## [WRITTEN PROBLEM]
Any pictures in the records below should be skipped; write out everything else exactly.

##### ROWS

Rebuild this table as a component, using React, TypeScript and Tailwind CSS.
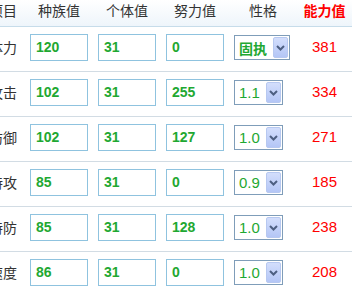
const rows = [
  { name: '体力', base: '120', iv: '31', ev: '0', nature: '固执', total: '381' },
  { name: '攻击', base: '102', iv: '31', ev: '255', nature: '1.1', total: '334' },
  { name: '防御', base: '102', iv: '31', ev: '127', nature: '1.0', total: '271' },
  { name: '特攻', base: '85', iv: '31', ev: '0', nature: '0.9', total: '185' },
  { name: '特防', base: '85', iv: '31', ev: '128', nature: '1.0', total: '238' },
  { name: '速度', base: '86', iv: '31', ev: '0', nature: '1.0', total: '208' },
];

function NumBox({ value }: { value: string }) {
  return (
    <div className="w-[58px] h-[27px] border border-[#8fc3df] bg-white pl-[5px] flex items-center text-[14px] font-bold text-[#1fa832] font-['Liberation_Sans',sans-serif]">
      {value}
    </div>
  );
}

function NatureSelect({ value }: { value: string }) {
  const cjk = /[^\d.]/.test(value);
  return (
    <div className="inline-flex items-center h-[25px] border border-[#7f9db9] bg-white pl-[4px] pr-[1px]">
      <span
        className={
          cjk
            ? "text-[14px] font-bold text-[#1fa832] font-['Noto_Sans_CJK_SC',sans-serif] leading-none"
            : "text-[15px] text-[#1fa832] font-['Liberation_Sans',sans-serif] leading-none"
        }
      >
        {value}
      </span>
      <span className="ml-[6px] w-[15px] h-[21px] rounded-[2px] border border-[#b7c8f0] bg-gradient-to-b from-[#d3defc] to-[#b4c6f6] flex items-center justify-center">
        <svg width="9" height="6" viewBox="0 0 9 6">
          <path d="M1 1 L4.5 4.5 L8 1" fill="none" stroke="#4d5f82" strokeWidth="2" />
        </svg>
      </span>
    </div>
  );
}

export default function App() {
  return (
    <div className="w-[352px] h-[288px] overflow-hidden bg-white font-['Noto_Sans_CJK_SC',sans-serif]">
      <div className="ml-[-19px] w-[371px]">
        {/* header */}
        <div className="flex h-[27px] border-b border-[#c6dcea] bg-gradient-to-b from-white to-[#eef5fb] text-[14px] text-[#333] leading-[20px]">
          <div className="w-[44px] text-center">项目</div>
          <div className="w-[68px] text-center">种族值</div>
          <div className="w-[68px] text-center">个体值</div>
          <div className="w-[68px] text-center">努力值</div>
          <div className="w-[68px] text-center">性格</div>
          <div className="w-[55px] text-center font-bold text-[#f00]">能力值</div>
        </div>
        {rows.map((r) => (
          <div key={r.name} className="flex h-[45px] border-b border-[#d2dce4] pt-[7px]">
            <div className="w-[44px] h-[27px] flex items-center justify-center text-[14px] text-[#333]">{r.name}</div>
            <div className="w-[68px] pl-[5px]"><NumBox value={r.base} /></div>
            <div className="w-[68px] pl-[5px]"><NumBox value={r.iv} /></div>
            <div className="w-[68px] pl-[5px]"><NumBox value={r.ev} /></div>
            <div className="w-[68px] pl-[5px] h-[27px] flex items-center"><NatureSelect value={r.nature} /></div>
            <div className="w-[55px] h-[27px] flex items-center justify-center text-[15px] text-[#f00] font-['Liberation_Sans',sans-serif]">{r.total}</div>
          </div>
        ))}
      </div>
    </div>
  );
}
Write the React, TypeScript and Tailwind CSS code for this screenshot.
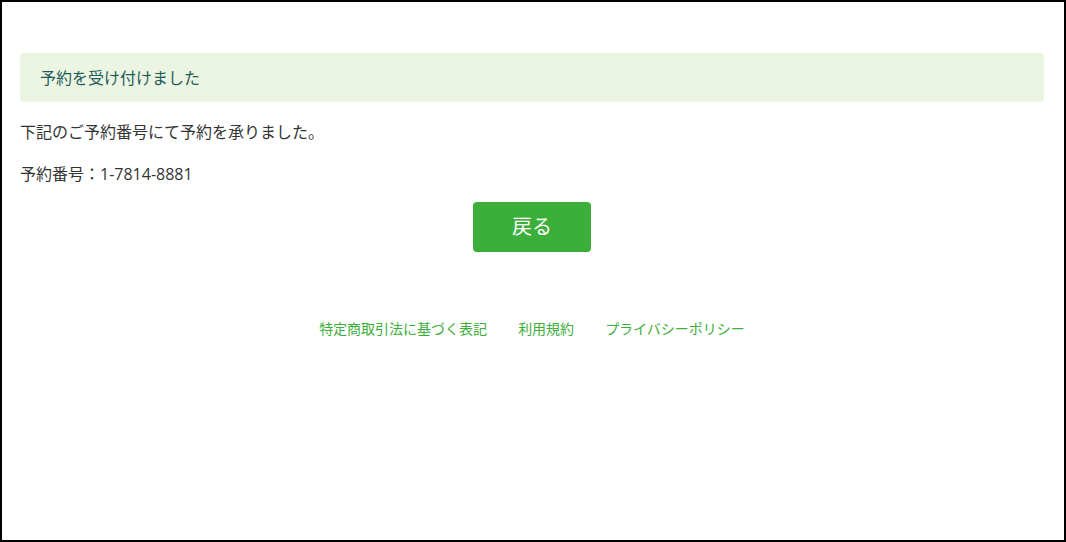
import React from "react";

export default function App() {
  return (
    <div
      className="w-[1066px] h-[542px] border-2 border-black bg-white pl-[18px] pr-[20px] pt-[51px] text-[16px] text-[#333333]"
      style={{ fontFamily: '"Open Sans", "Noto Sans CJK JP", sans-serif' }}
    >
      <div className="h-[49px] rounded-[4px] bg-[#ebf5e1] flex items-center px-5 text-[#1d5b5c] leading-[22px]">
        予約を受け付けました
      </div>
      <p className="mt-[19px] leading-[22px]">下記のご予約番号にて予約を承りました。</p>
      <p className="mt-5 leading-[22px]">予約番号：1-7814-8881</p>
      <div className="mt-[17px] flex justify-center">
        <button className="w-[118px] h-[50px] rounded-[4px] bg-[#3cae3a] text-white text-[20px] flex items-center justify-center">
          戻る
        </button>
      </div>
      <div className="mt-[66px] flex justify-center gap-[31px] text-[14px] leading-[21px] text-[#3cae3a]">
        <a>特定商取引法に基づく表記</a>
        <a>利用規約</a>
        <a>プライバシーポリシー</a>
      </div>
    </div>
  );
}
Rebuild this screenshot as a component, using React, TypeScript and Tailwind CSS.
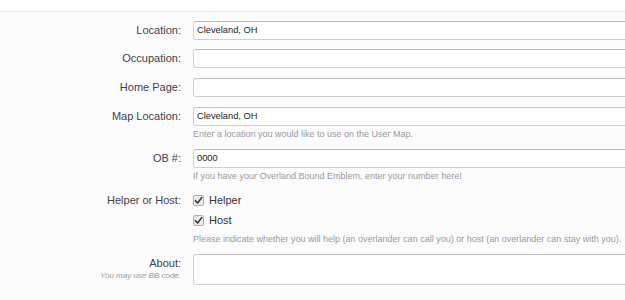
import React from 'react';

const font = { fontFamily: '"Liberation Sans", Arial, sans-serif' };

// a text input row: label on the left, input running past the right edge
const Row = ({ label, value, hint }: { label: string; value?: string; hint?: string }) => (
  <div className="grid grid-cols-[181px_1fr] gap-x-[12px]">
    <div className="h-[19px] flex items-center justify-end text-[11px] text-[#3f3f46]">{label}</div>
    <div>
      <div className="h-[19px] w-[520px] bg-white border border-[#cfcfcf] border-t-[#bdbdbd] rounded-[3px] flex items-center px-[3px] text-[9.3px] text-[#222]">
        {value}
      </div>
      {hint && <div className="mt-[2px] h-[12px] leading-[12px] text-[9px] text-[#9a9a9a] whitespace-nowrap">{hint}</div>}
    </div>
  </div>
);

const Check = ({ label }: { label: string }) => (
  <div className="h-[20px] flex items-center gap-[5px]">
    <span className="w-[11px] h-[11px] rounded-[2px] border border-[#b0b0b0] bg-[#ececec] flex items-center justify-center">
      <svg viewBox="0 0 10 10" className="w-[9px] h-[9px]">
        <path d="M1.5 5.2 L4 7.8 L8.6 1.8" fill="none" stroke="#333" strokeWidth="1.7" strokeLinecap="round" strokeLinejoin="round" />
      </svg>
    </span>
    <span className="text-[11px] text-[#333]">{label}</span>
  </div>
);

export default function App() {
  return (
    <div className="w-[625px] h-[300px] overflow-hidden bg-[#fcfcfd]" style={font}>
      <div className="h-[12px] bg-[#fdfdff] border-b border-[#e4eaf4]" />
      <div className="pt-[9px] flex flex-col">
        <Row label="Location:" value="Cleveland, OH" />
        <div className="mt-[9px]"><Row label="Occupation:" /></div>
        <div className="mt-[10px]"><Row label="Home Page:" /></div>
        <div className="mt-[10px]"><Row label="Map Location:" value="Cleveland, OH" hint="Enter a location you would like to use on the User Map." /></div>
        <div className="mt-[9px]"><Row label="OB #:" value="0000" hint="If you have your Overland Bound Emblem, enter your number here!" /></div>

        {/* helper / host checkboxes */}
        <div className="grid grid-cols-[181px_1fr] gap-x-[12px] mt-[8px]">
          <div className="h-[20px] flex items-center justify-end text-[11px] text-[#3f3f46]">Helper or Host:</div>
          <div>
            <Check label="Helper" />
            <Check label="Host" />
            <div className="mt-[3px] h-[12px] leading-[12px] text-[9px] text-[#9a9a9a] whitespace-nowrap">
              Please indicate whether you will help (an overlander can call you) or host (an overlander can stay with you).
            </div>
          </div>
        </div>

        <div className="grid grid-cols-[181px_1fr] gap-x-[12px] mt-[9px]">
          <div className="flex flex-col items-end pt-[3px]">
            <span className="text-[11px] leading-[13px] text-[#3f3f46]">About:</span>
            <span className="text-[8px] leading-[11px] italic text-[#9a9a9a]">You may use BB code.</span>
          </div>
          <div className="h-[31px] w-[520px] bg-white border border-[#cfcfcf] border-t-[#bdbdbd] rounded-[3px]" />
        </div>
      </div>
    </div>
  );
}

##########

## [WORKED SOLUTION]
Rebuild this table as a component, using React, TypeScript and Tailwind CSS.
const rows = [
  { name: '体力', base: '120', iv: '31', ev: '0', nature: '固执', total: '381' },
  { name: '攻击', base: '102', iv: '31', ev: '255', nature: '1.1', total: '334' },
  { name: '防御', base: '102', iv: '31', ev: '127', nature: '1.0', total: '271' },
  { name: '特攻', base: '85', iv: '31', ev: '0', nature: '0.9', total: '185' },
  { name: '特防', base: '85', iv: '31', ev: '128', nature: '1.0', total: '238' },
  { name: '速度', base: '86', iv: '31', ev: '0', nature: '1.0', total: '208' },
];

function NumBox({ value }: { value: string }) {
  return (
    <div className="w-[58px] h-[27px] border border-[#8fc3df] bg-white pl-[5px] flex items-center text-[14px] font-bold text-[#1fa832] font-['Liberation_Sans',sans-serif]">
      {value}
    </div>
  );
}

function NatureSelect({ value }: { value: string }) {
  const cjk = /[^\d.]/.test(value);
  return (
    <div className="inline-flex items-center h-[25px] border border-[#7f9db9] bg-white pl-[4px] pr-[1px]">
      <span
        className={
          cjk
            ? "text-[14px] font-bold text-[#1fa832] font-['Noto_Sans_CJK_SC',sans-serif] leading-none"
            : "text-[15px] text-[#1fa832] font-['Liberation_Sans',sans-serif] leading-none"
        }
      >
        {value}
      </span>
      <span className="ml-[6px] w-[15px] h-[21px] rounded-[2px] border border-[#b7c8f0] bg-gradient-to-b from-[#d3defc] to-[#b4c6f6] flex items-center justify-center">
        <svg width="9" height="6" viewBox="0 0 9 6">
          <path d="M1 1 L4.5 4.5 L8 1" fill="none" stroke="#4d5f82" strokeWidth="2" />
        </svg>
      </span>
    </div>
  );
}

export default function App() {
  return (
    <div className="w-[352px] h-[288px] overflow-hidden bg-white font-['Noto_Sans_CJK_SC',sans-serif]">
      <div className="ml-[-19px] w-[371px]">
        {/* header */}
        <div className="flex h-[27px] border-b border-[#c6dcea] bg-gradient-to-b from-white to-[#eef5fb] text-[14px] text-[#333] leading-[20px]">
          <div className="w-[44px] text-center">项目</div>
          <div className="w-[68px] text-center">种族值</div>
          <div className="w-[68px] text-center">个体值</div>
          <div className="w-[68px] text-center">努力值</div>
          <div className="w-[68px] text-center">性格</div>
          <div className="w-[55px] text-center font-bold text-[#f00]">能力值</div>
        </div>
        {rows.map((r) => (
          <div key={r.name} className="flex h-[45px] border-b border-[#d2dce4] pt-[7px]">
            <div className="w-[44px] h-[27px] flex items-center justify-center text-[14px] text-[#333]">{r.name}</div>
            <div className="w-[68px] pl-[5px]"><NumBox value={r.base} /></div>
            <div className="w-[68px] pl-[5px]"><NumBox value={r.iv} /></div>
            <div className="w-[68px] pl-[5px]"><NumBox value={r.ev} /></div>
            <div className="w-[68px] pl-[5px] h-[27px] flex items-center"><NatureSelect value={r.nature} /></div>
            <div className="w-[55px] h-[27px] flex items-center justify-center text-[15px] text-[#f00] font-['Liberation_Sans',sans-serif]">{r.total}</div>
          </div>
        ))}
      </div>
    </div>
  );
}
Write the React, TypeScript and Tailwind CSS code for this screenshot.
import React from "react";

export default function App() {
  return (
    <div
      className="w-[1066px] h-[542px] border-2 border-black bg-white pl-[18px] pr-[20px] pt-[51px] text-[16px] text-[#333333]"
      style={{ fontFamily: '"Open Sans", "Noto Sans CJK JP", sans-serif' }}
    >
      <div className="h-[49px] rounded-[4px] bg-[#ebf5e1] flex items-center px-5 text-[#1d5b5c] leading-[22px]">
        予約を受け付けました
      </div>
      <p className="mt-[19px] leading-[22px]">下記のご予約番号にて予約を承りました。</p>
      <p className="mt-5 leading-[22px]">予約番号：1-7814-8881</p>
      <div className="mt-[17px] flex justify-center">
        <button className="w-[118px] h-[50px] rounded-[4px] bg-[#3cae3a] text-white text-[20px] flex items-center justify-center">
          戻る
        </button>
      </div>
      <div className="mt-[66px] flex justify-center gap-[31px] text-[14px] leading-[21px] text-[#3cae3a]">
        <a>特定商取引法に基づく表記</a>
        <a>利用規約</a>
        <a>プライバシーポリシー</a>
      </div>
    </div>
  );
}
Rebuild this screenshot as a component, using React, TypeScript and Tailwind CSS.
import React from 'react';

const font = { fontFamily: '"Liberation Sans", Arial, sans-serif' };

// a text input row: label on the left, input running past the right edge
const Row = ({ label, value, hint }: { label: string; value?: string; hint?: string }) => (
  <div className="grid grid-cols-[181px_1fr] gap-x-[12px]">
    <div className="h-[19px] flex items-center justify-end text-[11px] text-[#3f3f46]">{label}</div>
    <div>
      <div className="h-[19px] w-[520px] bg-white border border-[#cfcfcf] border-t-[#bdbdbd] rounded-[3px] flex items-center px-[3px] text-[9.3px] text-[#222]">
        {value}
      </div>
      {hint && <div className="mt-[2px] h-[12px] leading-[12px] text-[9px] text-[#9a9a9a] whitespace-nowrap">{hint}</div>}
    </div>
  </div>
);

const Check = ({ label }: { label: string }) => (
  <div className="h-[20px] flex items-center gap-[5px]">
    <span className="w-[11px] h-[11px] rounded-[2px] border border-[#b0b0b0] bg-[#ececec] flex items-center justify-center">
      <svg viewBox="0 0 10 10" className="w-[9px] h-[9px]">
        <path d="M1.5 5.2 L4 7.8 L8.6 1.8" fill="none" stroke="#333" strokeWidth="1.7" strokeLinecap="round" strokeLinejoin="round" />
      </svg>
    </span>
    <span className="text-[11px] text-[#333]">{label}</span>
  </div>
);

export default function App() {
  return (
    <div className="w-[625px] h-[300px] overflow-hidden bg-[#fcfcfd]" style={font}>
      <div className="h-[12px] bg-[#fdfdff] border-b border-[#e4eaf4]" />
      <div className="pt-[9px] flex flex-col">
        <Row label="Location:" value="Cleveland, OH" />
        <div className="mt-[9px]"><Row label="Occupation:" /></div>
        <div className="mt-[10px]"><Row label="Home Page:" /></div>
        <div className="mt-[10px]"><Row label="Map Location:" value="Cleveland, OH" hint="Enter a location you would like to use on the User Map." /></div>
        <div className="mt-[9px]"><Row label="OB #:" value="0000" hint="If you have your Overland Bound Emblem, enter your number here!" /></div>

        {/* helper / host checkboxes */}
        <div className="grid grid-cols-[181px_1fr] gap-x-[12px] mt-[8px]">
          <div className="h-[20px] flex items-center justify-end text-[11px] text-[#3f3f46]">Helper or Host:</div>
          <div>
            <Check label="Helper" />
            <Check label="Host" />
            <div className="mt-[3px] h-[12px] leading-[12px] text-[9px] text-[#9a9a9a] whitespace-nowrap">
              Please indicate whether you will help (an overlander can call you) or host (an overlander can stay with you).
            </div>
          </div>
        </div>

        <div className="grid grid-cols-[181px_1fr] gap-x-[12px] mt-[9px]">
          <div className="flex flex-col items-end pt-[3px]">
            <span className="text-[11px] leading-[13px] text-[#3f3f46]">About:</span>
            <span className="text-[8px] leading-[11px] italic text-[#9a9a9a]">You may use BB code.</span>
          </div>
          <div className="h-[31px] w-[520px] bg-white border border-[#cfcfcf] border-t-[#bdbdbd] rounded-[3px]" />
        </div>
      </div>
    </div>
  );
}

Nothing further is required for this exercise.